Panel 2… I don’t know how Archon could tell that the supine form is a dummy given that every inch of it is covered with the Mark’s costume. And it had to be thusly so that the suspense beat in page 14, panel 5 (the parachuting Mark being riddled with machine gun fire) would work. Basically I was handed an unsolvable artistic problem: drawing the Mark-as-a-dummy to be ambiguous as such in the first 2 panels of its presentation but recognizable as such in its third appearance. Basically, we need a dialogue cue from the Archon TELLING us that the figure is a dummy; there’s no way to show it visually given the constraints of the first 2 panels.


Panel 3. All of the explosions were referenced from Russ Heath war comics.  Except for a really cool Bernie Wrightson explosion from an early issue of Swamp Thing that I’ve cannibalized repeatedly over the years.


Panel 4. With the Archon’s forces suitable distracted, the Mark himself dives out of the glider sans parachute, allowing me to do a nice presentation panel.
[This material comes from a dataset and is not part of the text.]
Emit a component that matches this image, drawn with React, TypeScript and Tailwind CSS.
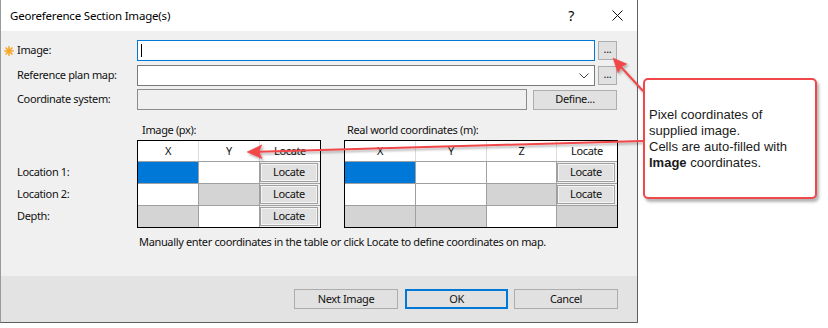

I allowed myself the luxury of a slight costume re-design since he’d been in civvies for the previous 2 issues: I ditched the utility belt which I loathed drawing and he never used, and gave him a leather jacket because I thought it looked cool.


Panel 5. The convenient laundry truck cushions his landing. This humor beat came from the writer, Mike Barr. I made it work by having the back doors fly open and the laundry explode outward due to the impact.

In general, both pages have an amateurish feel. I’m not sure how I’d fix them today, or even (if the series is ever collected) that I’d want to try. As I said, this sequence has everything I loathe drawing in one tidy package.